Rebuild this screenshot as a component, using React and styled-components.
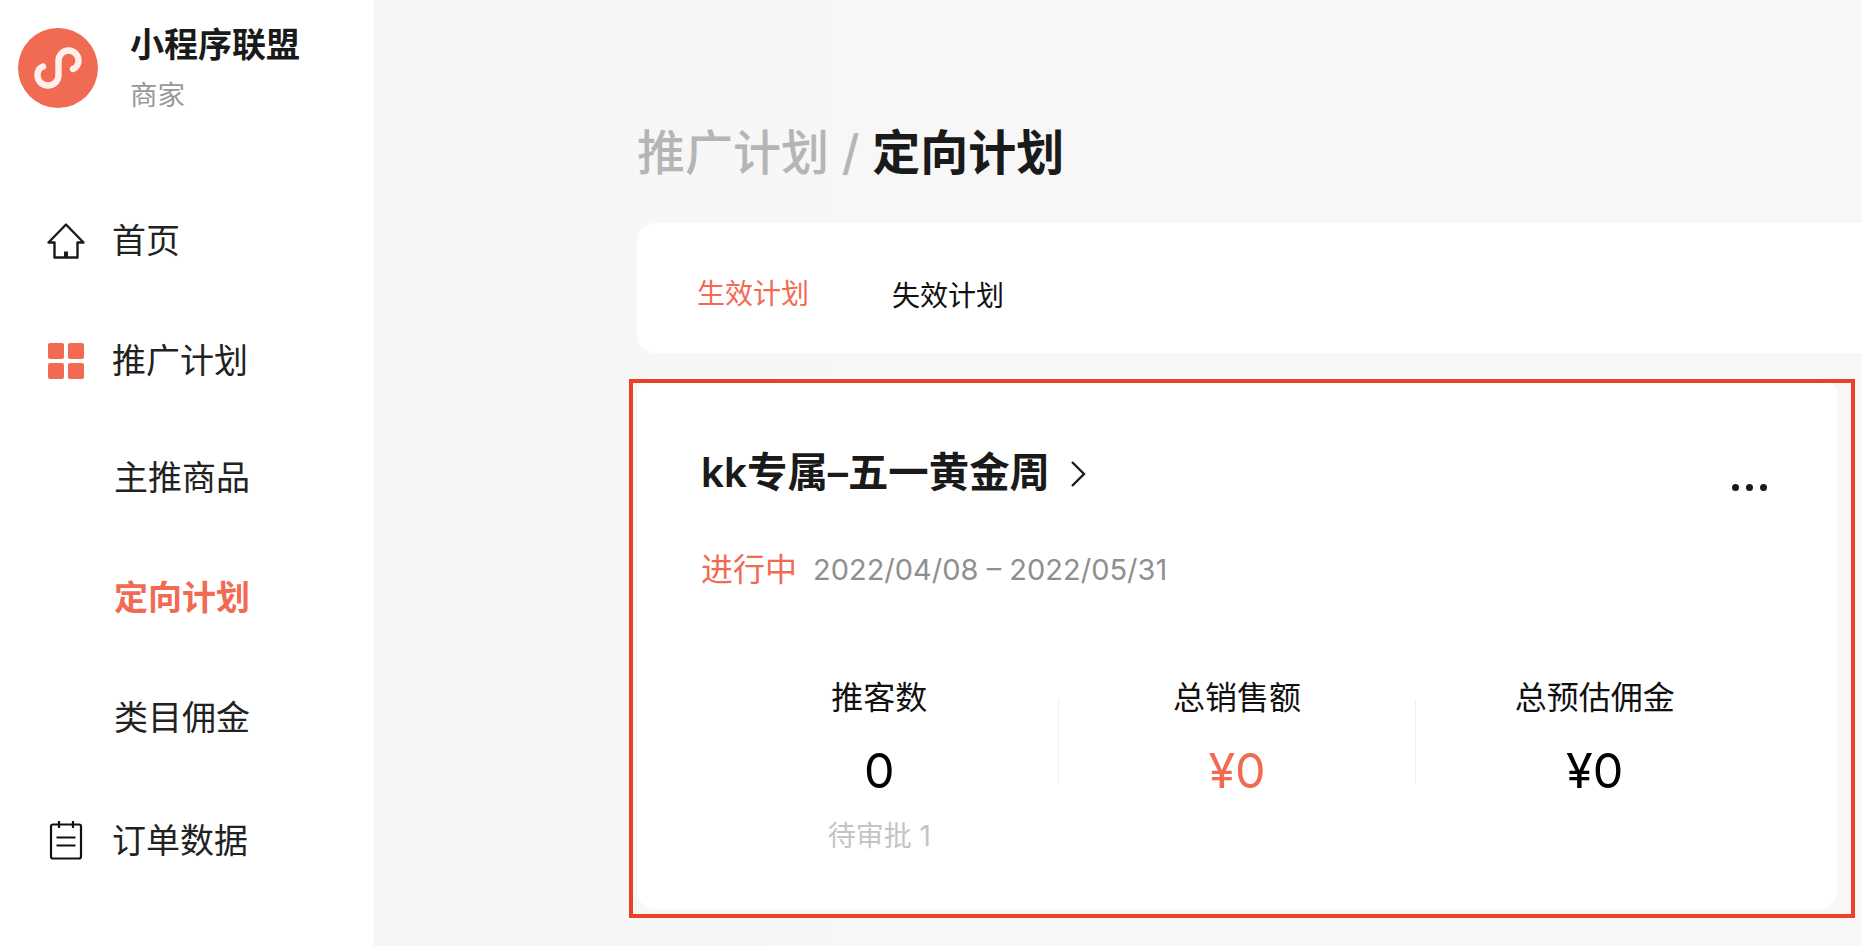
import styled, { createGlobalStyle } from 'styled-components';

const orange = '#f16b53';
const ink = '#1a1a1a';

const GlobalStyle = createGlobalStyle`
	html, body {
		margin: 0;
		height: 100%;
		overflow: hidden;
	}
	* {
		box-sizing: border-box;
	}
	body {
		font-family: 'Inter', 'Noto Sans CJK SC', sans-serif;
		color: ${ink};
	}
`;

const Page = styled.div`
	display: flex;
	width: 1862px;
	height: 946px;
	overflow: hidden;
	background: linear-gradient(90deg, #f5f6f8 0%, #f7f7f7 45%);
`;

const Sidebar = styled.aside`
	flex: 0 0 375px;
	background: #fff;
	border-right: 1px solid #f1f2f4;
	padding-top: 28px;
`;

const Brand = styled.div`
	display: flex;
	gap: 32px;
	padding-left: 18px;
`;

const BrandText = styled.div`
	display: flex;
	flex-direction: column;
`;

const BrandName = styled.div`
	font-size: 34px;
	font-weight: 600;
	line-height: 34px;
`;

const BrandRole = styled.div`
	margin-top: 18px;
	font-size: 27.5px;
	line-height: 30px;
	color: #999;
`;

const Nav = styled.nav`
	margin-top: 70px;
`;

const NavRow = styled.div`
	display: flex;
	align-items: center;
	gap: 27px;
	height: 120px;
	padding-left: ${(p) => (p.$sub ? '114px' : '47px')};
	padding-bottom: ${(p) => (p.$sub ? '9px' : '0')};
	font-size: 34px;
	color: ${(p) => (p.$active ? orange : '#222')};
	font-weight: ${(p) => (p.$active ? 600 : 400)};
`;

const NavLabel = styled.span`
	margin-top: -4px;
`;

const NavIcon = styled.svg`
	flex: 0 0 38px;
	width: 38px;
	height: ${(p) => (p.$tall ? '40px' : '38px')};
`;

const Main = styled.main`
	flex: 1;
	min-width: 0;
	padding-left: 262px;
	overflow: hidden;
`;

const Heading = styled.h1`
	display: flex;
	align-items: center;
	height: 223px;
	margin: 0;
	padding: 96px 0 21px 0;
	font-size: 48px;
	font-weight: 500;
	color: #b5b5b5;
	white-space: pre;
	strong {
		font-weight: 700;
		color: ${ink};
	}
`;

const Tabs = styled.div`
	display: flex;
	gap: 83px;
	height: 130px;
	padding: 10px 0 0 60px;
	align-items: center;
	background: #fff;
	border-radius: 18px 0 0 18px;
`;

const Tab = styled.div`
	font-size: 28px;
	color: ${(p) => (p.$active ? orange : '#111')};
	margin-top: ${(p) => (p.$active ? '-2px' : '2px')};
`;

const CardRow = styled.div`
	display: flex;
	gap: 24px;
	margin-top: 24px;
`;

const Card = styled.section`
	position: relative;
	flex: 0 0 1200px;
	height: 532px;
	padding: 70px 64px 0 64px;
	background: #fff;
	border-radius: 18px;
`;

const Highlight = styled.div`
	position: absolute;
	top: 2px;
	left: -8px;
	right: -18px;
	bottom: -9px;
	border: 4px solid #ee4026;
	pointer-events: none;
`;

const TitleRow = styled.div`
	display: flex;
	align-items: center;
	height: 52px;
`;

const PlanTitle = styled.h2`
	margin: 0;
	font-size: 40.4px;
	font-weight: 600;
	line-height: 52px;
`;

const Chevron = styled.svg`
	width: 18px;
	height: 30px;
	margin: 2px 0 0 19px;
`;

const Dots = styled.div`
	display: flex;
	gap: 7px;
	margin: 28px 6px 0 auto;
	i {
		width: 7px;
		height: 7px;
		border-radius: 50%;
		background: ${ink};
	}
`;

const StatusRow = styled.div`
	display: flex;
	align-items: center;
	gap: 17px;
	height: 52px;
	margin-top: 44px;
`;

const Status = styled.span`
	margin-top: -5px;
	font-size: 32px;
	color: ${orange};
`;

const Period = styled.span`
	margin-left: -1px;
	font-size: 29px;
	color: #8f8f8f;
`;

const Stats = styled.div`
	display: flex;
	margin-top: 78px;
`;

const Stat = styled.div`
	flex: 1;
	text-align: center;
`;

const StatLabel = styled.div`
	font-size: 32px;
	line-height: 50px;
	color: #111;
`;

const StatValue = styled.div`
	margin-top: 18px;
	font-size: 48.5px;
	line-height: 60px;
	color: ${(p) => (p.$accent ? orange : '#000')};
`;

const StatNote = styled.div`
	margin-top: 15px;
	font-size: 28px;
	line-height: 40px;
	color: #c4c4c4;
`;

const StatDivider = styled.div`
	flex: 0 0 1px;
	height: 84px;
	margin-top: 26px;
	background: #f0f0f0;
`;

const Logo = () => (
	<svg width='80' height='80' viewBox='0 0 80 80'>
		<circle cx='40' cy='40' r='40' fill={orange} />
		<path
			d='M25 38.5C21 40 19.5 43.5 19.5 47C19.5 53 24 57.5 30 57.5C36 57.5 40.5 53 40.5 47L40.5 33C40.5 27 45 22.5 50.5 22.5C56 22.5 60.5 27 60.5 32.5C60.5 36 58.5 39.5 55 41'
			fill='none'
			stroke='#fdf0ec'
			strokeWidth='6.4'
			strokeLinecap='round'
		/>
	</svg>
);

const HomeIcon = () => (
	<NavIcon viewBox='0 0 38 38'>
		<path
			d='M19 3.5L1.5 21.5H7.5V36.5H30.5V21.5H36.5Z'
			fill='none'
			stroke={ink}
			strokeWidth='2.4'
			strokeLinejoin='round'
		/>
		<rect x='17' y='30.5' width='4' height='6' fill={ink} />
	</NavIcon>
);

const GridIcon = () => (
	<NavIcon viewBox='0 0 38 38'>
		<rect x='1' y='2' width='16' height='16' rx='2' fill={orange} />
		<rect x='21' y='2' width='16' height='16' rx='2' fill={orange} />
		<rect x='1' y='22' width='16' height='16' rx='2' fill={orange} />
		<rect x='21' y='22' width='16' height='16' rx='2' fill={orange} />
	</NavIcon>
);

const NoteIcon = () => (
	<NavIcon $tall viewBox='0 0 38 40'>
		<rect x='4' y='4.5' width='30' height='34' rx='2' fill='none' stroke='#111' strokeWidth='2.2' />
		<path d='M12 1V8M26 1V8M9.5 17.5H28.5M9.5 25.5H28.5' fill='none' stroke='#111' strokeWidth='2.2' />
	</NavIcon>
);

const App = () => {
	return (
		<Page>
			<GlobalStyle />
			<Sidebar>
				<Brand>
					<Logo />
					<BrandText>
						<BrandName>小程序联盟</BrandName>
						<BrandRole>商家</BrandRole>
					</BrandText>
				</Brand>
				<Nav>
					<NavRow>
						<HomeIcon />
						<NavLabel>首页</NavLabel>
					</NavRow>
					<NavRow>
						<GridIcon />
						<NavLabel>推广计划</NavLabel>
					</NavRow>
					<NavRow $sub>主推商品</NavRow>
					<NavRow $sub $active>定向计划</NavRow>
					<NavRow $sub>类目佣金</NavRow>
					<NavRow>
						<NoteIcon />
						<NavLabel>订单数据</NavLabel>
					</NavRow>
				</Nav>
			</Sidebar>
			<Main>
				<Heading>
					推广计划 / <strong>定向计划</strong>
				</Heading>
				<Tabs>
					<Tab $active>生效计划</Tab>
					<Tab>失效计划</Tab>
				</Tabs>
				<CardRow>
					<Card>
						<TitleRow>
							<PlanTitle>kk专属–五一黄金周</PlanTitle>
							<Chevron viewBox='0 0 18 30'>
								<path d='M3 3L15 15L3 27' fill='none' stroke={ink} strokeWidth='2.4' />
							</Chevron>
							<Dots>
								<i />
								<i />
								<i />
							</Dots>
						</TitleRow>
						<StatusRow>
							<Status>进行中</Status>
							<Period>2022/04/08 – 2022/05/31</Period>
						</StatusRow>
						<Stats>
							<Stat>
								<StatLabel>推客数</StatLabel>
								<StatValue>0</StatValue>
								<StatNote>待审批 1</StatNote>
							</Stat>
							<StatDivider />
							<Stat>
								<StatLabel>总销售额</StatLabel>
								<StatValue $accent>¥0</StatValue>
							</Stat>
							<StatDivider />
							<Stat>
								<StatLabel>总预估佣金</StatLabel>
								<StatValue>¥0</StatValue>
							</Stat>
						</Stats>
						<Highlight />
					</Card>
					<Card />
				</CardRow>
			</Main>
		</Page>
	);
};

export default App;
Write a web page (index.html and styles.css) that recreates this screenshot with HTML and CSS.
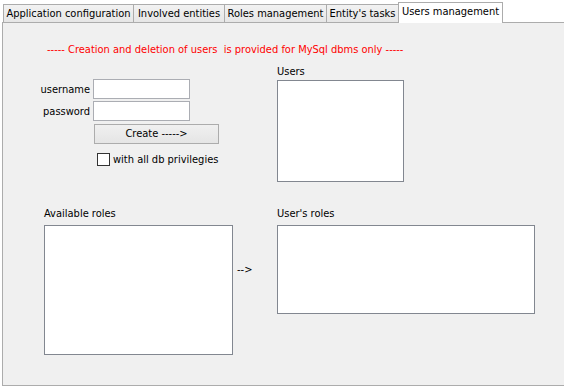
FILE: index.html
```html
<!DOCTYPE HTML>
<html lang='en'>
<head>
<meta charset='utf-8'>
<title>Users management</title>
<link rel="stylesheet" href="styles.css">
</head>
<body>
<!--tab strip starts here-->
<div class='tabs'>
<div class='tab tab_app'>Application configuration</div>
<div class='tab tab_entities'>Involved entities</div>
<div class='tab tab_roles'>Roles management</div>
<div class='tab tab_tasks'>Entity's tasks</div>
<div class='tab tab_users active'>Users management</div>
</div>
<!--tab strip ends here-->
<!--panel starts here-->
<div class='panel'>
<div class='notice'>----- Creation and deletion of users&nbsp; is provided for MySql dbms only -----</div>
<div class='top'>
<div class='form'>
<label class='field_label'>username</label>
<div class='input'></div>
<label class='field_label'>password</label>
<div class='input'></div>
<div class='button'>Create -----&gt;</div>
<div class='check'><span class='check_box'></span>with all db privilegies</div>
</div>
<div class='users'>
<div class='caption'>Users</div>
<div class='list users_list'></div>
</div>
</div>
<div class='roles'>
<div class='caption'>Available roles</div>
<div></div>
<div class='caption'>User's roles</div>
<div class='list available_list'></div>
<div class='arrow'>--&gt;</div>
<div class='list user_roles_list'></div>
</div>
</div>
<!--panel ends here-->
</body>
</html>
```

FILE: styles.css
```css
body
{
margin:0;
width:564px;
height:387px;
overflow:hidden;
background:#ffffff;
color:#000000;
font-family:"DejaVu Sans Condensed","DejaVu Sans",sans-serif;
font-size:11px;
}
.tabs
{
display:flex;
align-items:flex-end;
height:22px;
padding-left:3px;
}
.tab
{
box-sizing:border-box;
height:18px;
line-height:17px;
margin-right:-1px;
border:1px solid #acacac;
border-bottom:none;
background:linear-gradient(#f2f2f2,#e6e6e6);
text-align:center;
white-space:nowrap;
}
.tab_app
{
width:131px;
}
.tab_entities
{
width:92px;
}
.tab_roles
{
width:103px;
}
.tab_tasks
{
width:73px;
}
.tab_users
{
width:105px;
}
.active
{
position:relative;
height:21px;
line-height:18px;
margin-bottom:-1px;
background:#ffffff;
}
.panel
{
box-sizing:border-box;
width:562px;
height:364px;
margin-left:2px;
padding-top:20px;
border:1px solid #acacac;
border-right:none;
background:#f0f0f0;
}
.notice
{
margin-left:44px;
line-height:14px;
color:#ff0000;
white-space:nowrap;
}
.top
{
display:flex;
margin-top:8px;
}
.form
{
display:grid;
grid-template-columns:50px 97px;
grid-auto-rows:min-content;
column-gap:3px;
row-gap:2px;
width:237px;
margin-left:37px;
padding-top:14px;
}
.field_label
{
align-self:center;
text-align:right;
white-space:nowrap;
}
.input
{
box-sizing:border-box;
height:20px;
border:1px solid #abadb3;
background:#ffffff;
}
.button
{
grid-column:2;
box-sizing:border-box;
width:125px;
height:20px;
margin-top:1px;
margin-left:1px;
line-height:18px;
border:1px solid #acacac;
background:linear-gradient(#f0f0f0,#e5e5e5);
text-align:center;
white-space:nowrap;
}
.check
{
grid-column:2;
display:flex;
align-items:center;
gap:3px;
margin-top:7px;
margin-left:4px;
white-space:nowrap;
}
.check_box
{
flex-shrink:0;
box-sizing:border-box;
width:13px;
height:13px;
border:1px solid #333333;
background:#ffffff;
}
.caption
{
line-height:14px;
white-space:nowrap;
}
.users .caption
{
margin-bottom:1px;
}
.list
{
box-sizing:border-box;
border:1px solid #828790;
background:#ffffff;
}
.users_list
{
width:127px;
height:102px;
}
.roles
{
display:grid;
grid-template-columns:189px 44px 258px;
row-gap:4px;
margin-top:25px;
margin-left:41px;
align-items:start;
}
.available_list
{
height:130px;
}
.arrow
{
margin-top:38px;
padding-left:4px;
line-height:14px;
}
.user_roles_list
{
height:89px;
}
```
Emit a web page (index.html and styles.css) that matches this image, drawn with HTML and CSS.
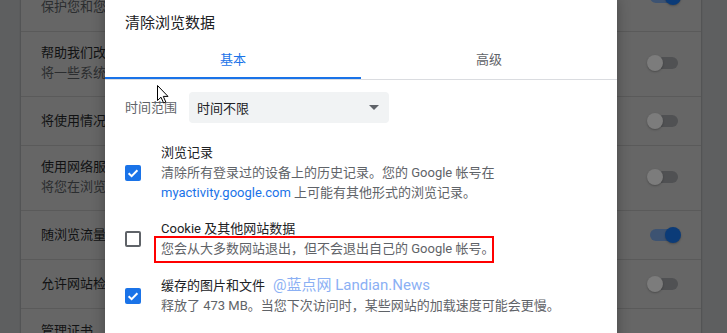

● ● ●

- [What to produce]:
Only the lines from the top of the records through the line with "const ink = '#1a1a1a';" belong in the copy; write them out exactly, leaving out pictures.

- [Correct response]:
Rebuild this screenshot as a component, using React and styled-components.
import styled, { createGlobalStyle } from 'styled-components';

const orange = '#f16b53';
const ink = '#1a1a1a';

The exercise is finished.